** Problem details **
Will you write out the data exactly, excluding every picture?

** Data extract **
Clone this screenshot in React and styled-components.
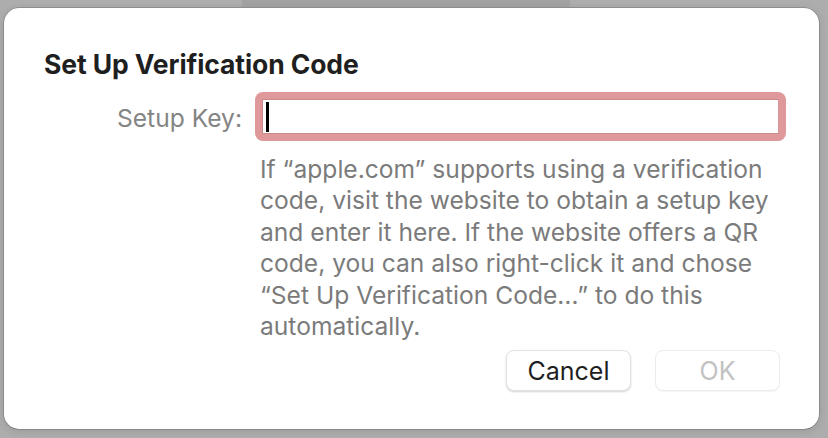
import React from "react";
import styled, { createGlobalStyle } from "styled-components";

const Global = createGlobalStyle`
  html, body { margin: 0; padding: 0; }
  body {
    width: 828px;
    height: 438px;
    overflow: hidden;
    background:
      linear-gradient(#a2a2a2, #a2a2a2) 242px 0 / 328px 7px no-repeat,
      #adadad;
    font-family: Inter, "Noto Sans", "Liberation Sans", sans-serif;
    -webkit-font-smoothing: antialiased;
  }
`;

const Page = styled.div`
  width: 828px;
  height: 438px;
  box-sizing: border-box;
  padding: 8px 9px 9px 4px;
  display: flex;
`;

const Dialog = styled.div`
  flex: 1;
  background: #ffffff;
  border-radius: 15px;
  box-shadow: 0 0 0 0.5px rgba(0, 0, 0, 0.3), 0 2px 8px rgba(0, 0, 0, 0.12);
  box-sizing: border-box;
  padding: 41px 39px 0 40px;
  display: flex;
  flex-direction: column;
`;

const Title = styled.h1`
  margin: 0;
  font-size: 26.5px;
  line-height: 30px;
  font-weight: 700;
  color: #1f1f1f;
  letter-spacing: -0.1px;
`;

const Form = styled.div`
  margin-top: 13px;
  display: grid;
  grid-template-columns: 208px 1fr;
  column-gap: 3px;
  row-gap: 13px;
`;

const Label = styled.label`
  justify-self: end;
  align-self: center;
  font-size: 24.6px;
  color: #848484;
  padding-top: 2px;
  padding-right: 10px;
`;

const Field = styled.div`
  height: 49px;
  margin-right: -6px;
  box-sizing: border-box;
  border-radius: 8px;
  background: #e0999b;
  padding: 7px;
  display: flex;
`;

const Inner = styled.div`
  flex: 1;
  background: #fff;
  border: 1px solid #c98a8c;
  border-right-color: #d9979a;
  display: flex;
  align-items: center;
  padding-left: 3px;
`;

const Caret = styled.span`
  width: 3px;
  height: 30px;
  background: #000;
`;

const Help = styled.p`
  grid-column: 2;
  margin: 0;
  padding-left: 5px;
  font-size: 24.6px;
  line-height: 31.4px;
  color: #7b7b7b;
  white-space: nowrap;
`;

const Buttons = styled.div`
  margin-top: 8px;
  display: flex;
  justify-content: flex-end;
  gap: 24px;
`;

const Button = styled.button`
  width: 125px;
  height: 41px;
  border-radius: 8px;
  font-family: inherit;
  font-size: 25px;
  background: #fff;
  color: ${(p) => (p.disabled ? "#c2c2c2" : "#1f1f1f")};
  border: 1px solid ${(p) => (p.disabled ? "#ececec" : "#e2e2e2")};
  box-shadow: ${(p) =>
    p.disabled ? "0 1px 1px rgba(0,0,0,0.04)" : "0 1px 2px rgba(0,0,0,0.18)"};
  padding: 0;
  cursor: default;
`;

export default function App() {
  return (
    <>
      <Global />
      <Page>
        <Dialog>
          <Title>Set Up Verification Code</Title>
          <Form>
            <Label>Setup Key:</Label>
            <Field>
              <Inner>
                <Caret />
              </Inner>
            </Field>
            <Help>
              If “apple.com” supports using a verification
              <br />
              code, visit the website to obtain a setup key
              <br />
              and enter it here. If the website offers a QR
              <br />
              code, you can also right-click it and chose
              <br />
              “Set Up Verification Code…” to do this
              <br />
              automatically.
            </Help>
          </Form>
          <Buttons>
            <Button>Cancel</Button>
            <Button disabled>OK</Button>
          </Buttons>
        </Dialog>
      </Page>
    </>
  );
}
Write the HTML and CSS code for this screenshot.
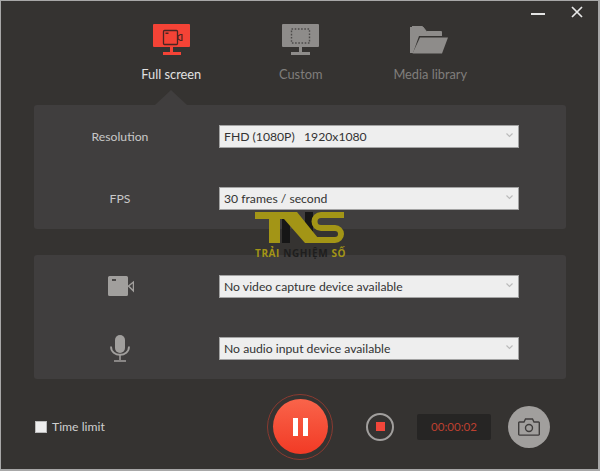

** Response for this exercise **
Clone this screenshot in React and styled-components.
import React from "react";
import styled, { createGlobalStyle } from "styled-components";

const Global = createGlobalStyle`
  html, body { margin: 0; padding: 0; }
  body {
    width: 828px;
    height: 438px;
    overflow: hidden;
    background:
      linear-gradient(#a2a2a2, #a2a2a2) 242px 0 / 328px 7px no-repeat,
      #adadad;
    font-family: Inter, "Noto Sans", "Liberation Sans", sans-serif;
    -webkit-font-smoothing: antialiased;
  }
`;

const Page = styled.div`
  width: 828px;
  height: 438px;
  box-sizing: border-box;
  padding: 8px 9px 9px 4px;
  display: flex;
`;

const Dialog = styled.div`
  flex: 1;
  background: #ffffff;
  border-radius: 15px;
  box-shadow: 0 0 0 0.5px rgba(0, 0, 0, 0.3), 0 2px 8px rgba(0, 0, 0, 0.12);
  box-sizing: border-box;
  padding: 41px 39px 0 40px;
  display: flex;
  flex-direction: column;
`;

const Title = styled.h1`
  margin: 0;
  font-size: 26.5px;
  line-height: 30px;
  font-weight: 700;
  color: #1f1f1f;
  letter-spacing: -0.1px;
`;

const Form = styled.div`
  margin-top: 13px;
  display: grid;
  grid-template-columns: 208px 1fr;
  column-gap: 3px;
  row-gap: 13px;
`;

const Label = styled.label`
  justify-self: end;
  align-self: center;
  font-size: 24.6px;
  color: #848484;
  padding-top: 2px;
  padding-right: 10px;
`;

const Field = styled.div`
  height: 49px;
  margin-right: -6px;
  box-sizing: border-box;
  border-radius: 8px;
  background: #e0999b;
  padding: 7px;
  display: flex;
`;

const Inner = styled.div`
  flex: 1;
  background: #fff;
  border: 1px solid #c98a8c;
  border-right-color: #d9979a;
  display: flex;
  align-items: center;
  padding-left: 3px;
`;

const Caret = styled.span`
  width: 3px;
  height: 30px;
  background: #000;
`;

const Help = styled.p`
  grid-column: 2;
  margin: 0;
  padding-left: 5px;
  font-size: 24.6px;
  line-height: 31.4px;
  color: #7b7b7b;
  white-space: nowrap;
`;

const Buttons = styled.div`
  margin-top: 8px;
  display: flex;
  justify-content: flex-end;
  gap: 24px;
`;

const Button = styled.button`
  width: 125px;
  height: 41px;
  border-radius: 8px;
  font-family: inherit;
  font-size: 25px;
  background: #fff;
  color: ${(p) => (p.disabled ? "#c2c2c2" : "#1f1f1f")};
  border: 1px solid ${(p) => (p.disabled ? "#ececec" : "#e2e2e2")};
  box-shadow: ${(p) =>
    p.disabled ? "0 1px 1px rgba(0,0,0,0.04)" : "0 1px 2px rgba(0,0,0,0.18)"};
  padding: 0;
  cursor: default;
`;

export default function App() {
  return (
    <>
      <Global />
      <Page>
        <Dialog>
          <Title>Set Up Verification Code</Title>
          <Form>
            <Label>Setup Key:</Label>
            <Field>
              <Inner>
                <Caret />
              </Inner>
            </Field>
            <Help>
              If “apple.com” supports using a verification
              <br />
              code, visit the website to obtain a setup key
              <br />
              and enter it here. If the website offers a QR
              <br />
              code, you can also right-click it and chose
              <br />
              “Set Up Verification Code…” to do this
              <br />
              automatically.
            </Help>
          </Form>
          <Buttons>
            <Button>Cancel</Button>
            <Button disabled>OK</Button>
          </Buttons>
        </Dialog>
      </Page>
    </>
  );
}
Write the HTML and CSS code for this screenshot.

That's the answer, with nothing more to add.